Park advocates had opposed the effort to bring it under the control of the Recreation Department, in part, because they feared it was an attempt to further reduce park resources.

This year, however, Nutter - whose former City Council district in Northwest and West Philadelphia includes more parkland than any other - promised Fairmount Park a 46 percent increase over the next five years. He immediately increased the 2009 budget to $15.6 million from $13.2 million this year.

Nutter's financial commitment helped persuade park advocates to support the plan to do away with the Fairmount Park Commission.

The bill would fuse Fairmount Park and the Recreation Department as the new Department of Parks and Recreation, with separate parks and recreation commissioners reporting to the deputy mayor of health and opportunity.

The bill would establish a 15-member Commission on Parks and Recreation, responsible for adopting "standards and guidelines" for land and facilities. The parks and recreation commissioner and other city officials "shall give substantial weight" to those rules.

Nine of the 15 members would be chosen by the mayor from a list submitted by Council in an open application process that favors qualifications over political connections. The other six spots are occupied by representatives of the Council president and the Planning Commission, along with the water commissioner, the public property commissioner, the streets commissioner, and the parks and recreation commissioner.

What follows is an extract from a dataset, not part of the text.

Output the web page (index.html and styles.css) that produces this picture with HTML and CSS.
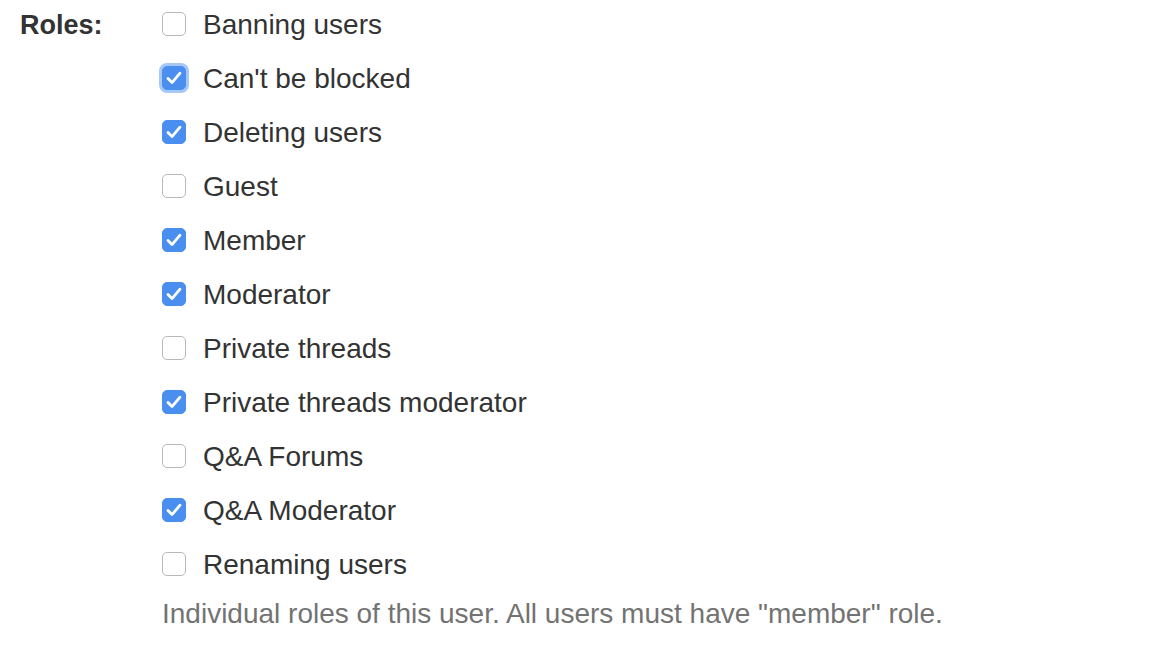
FILE: index.html
```html
<!DOCTYPE html>
<html>
<head>
<meta charset="utf-8">
<link rel="stylesheet" href="styles.css">
</head>
<body>
<div class="form-group">
  <div class="control-label">Roles:</div>
  <div class="controls">
    <label class="check-row"><span class="box"></span><span class="text">Banning users</span></label>
    <label class="check-row"><span class="box checked focused"><svg viewBox="0 0 24 24"><path d="M6 12.6 L10 16.6 L18 7.2"/></svg></span><span class="text">Can't be blocked</span></label>
    <label class="check-row"><span class="box checked"><svg viewBox="0 0 24 24"><path d="M6 12.6 L10 16.6 L18 7.2"/></svg></span><span class="text">Deleting users</span></label>
    <label class="check-row"><span class="box"></span><span class="text">Guest</span></label>
    <label class="check-row"><span class="box checked"><svg viewBox="0 0 24 24"><path d="M6 12.6 L10 16.6 L18 7.2"/></svg></span><span class="text">Member</span></label>
    <label class="check-row"><span class="box checked"><svg viewBox="0 0 24 24"><path d="M6 12.6 L10 16.6 L18 7.2"/></svg></span><span class="text">Moderator</span></label>
    <label class="check-row"><span class="box"></span><span class="text">Private threads</span></label>
    <label class="check-row"><span class="box checked"><svg viewBox="0 0 24 24"><path d="M6 12.6 L10 16.6 L18 7.2"/></svg></span><span class="text">Private threads moderator</span></label>
    <label class="check-row"><span class="box"></span><span class="text">Q&amp;A Forums</span></label>
    <label class="check-row"><span class="box checked"><svg viewBox="0 0 24 24"><path d="M6 12.6 L10 16.6 L18 7.2"/></svg></span><span class="text">Q&amp;A Moderator</span></label>
    <label class="check-row"><span class="box"></span><span class="text">Renaming users</span></label>
    <p class="help-block">Individual roles of this user. All users must have "member" role.</p>
  </div>
</div>
</body>
</html>
```
FILE: styles.css
```css
html, body {
  margin: 0;
  padding: 0;
  background: #ffffff;
}
body {
  font-family: "Liberation Sans", Arial, Helvetica, sans-serif;
  font-size: 28px;
  color: #333333;
}
.form-group {
  display: flex;
  padding-left: 20px;
}
.control-label {
  width: 142px;
  font-weight: bold;
  font-size: 27px;
  height: 54px;
  line-height: 50px;
}
.controls {
  display: flex;
  flex-direction: column;
}
.check-row {
  display: flex;
  align-items: center;
  height: 54px;
  gap: 17px;
}
.check-row .text {
  line-height: 30px;
  position: relative;
  top: -2px;
}
.box {
  width: 24px;
  height: 24px;
  box-sizing: border-box;
  border: 1px solid #b9b9b9;
  border-radius: 5px;
  background: #ffffff;
  display: flex;
  align-items: center;
  justify-content: center;
  position: relative;
  top: -3px;
}
.box.checked {
  background: #4a8ff0;
  border-color: #4a8ff0;
}
.box.focused {
  box-shadow: 0 0 0 3px #a6c8f7;
}
.box svg {
  width: 24px;
  height: 24px;
  flex: none;
  fill: none;
  stroke: #ffffff;
  stroke-width: 2.8;
  stroke-linecap: round;
  stroke-linejoin: round;
}
.help-block {
  margin: 0;
  color: #737373;
  line-height: 42px;
  margin-top: -1px;
}
```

One of the few dissenting notes yesterday was sounded by retired Common Pleas Court Judge Alex Bonavitacola, who said a charter amendment should be proposed only for "an urgent and compelling reason." He cautioned that the purpose of putting the parks under the stewardship of the judges "was to remove the governance from the political process, knee-jerk popular desires, and to prevent the dismantling of parkland by sale or lease."

Council members responded that elected judges in Philadelphia were not free from politics, and that elected officials would be more accountable to the electorate for what they did with parkland.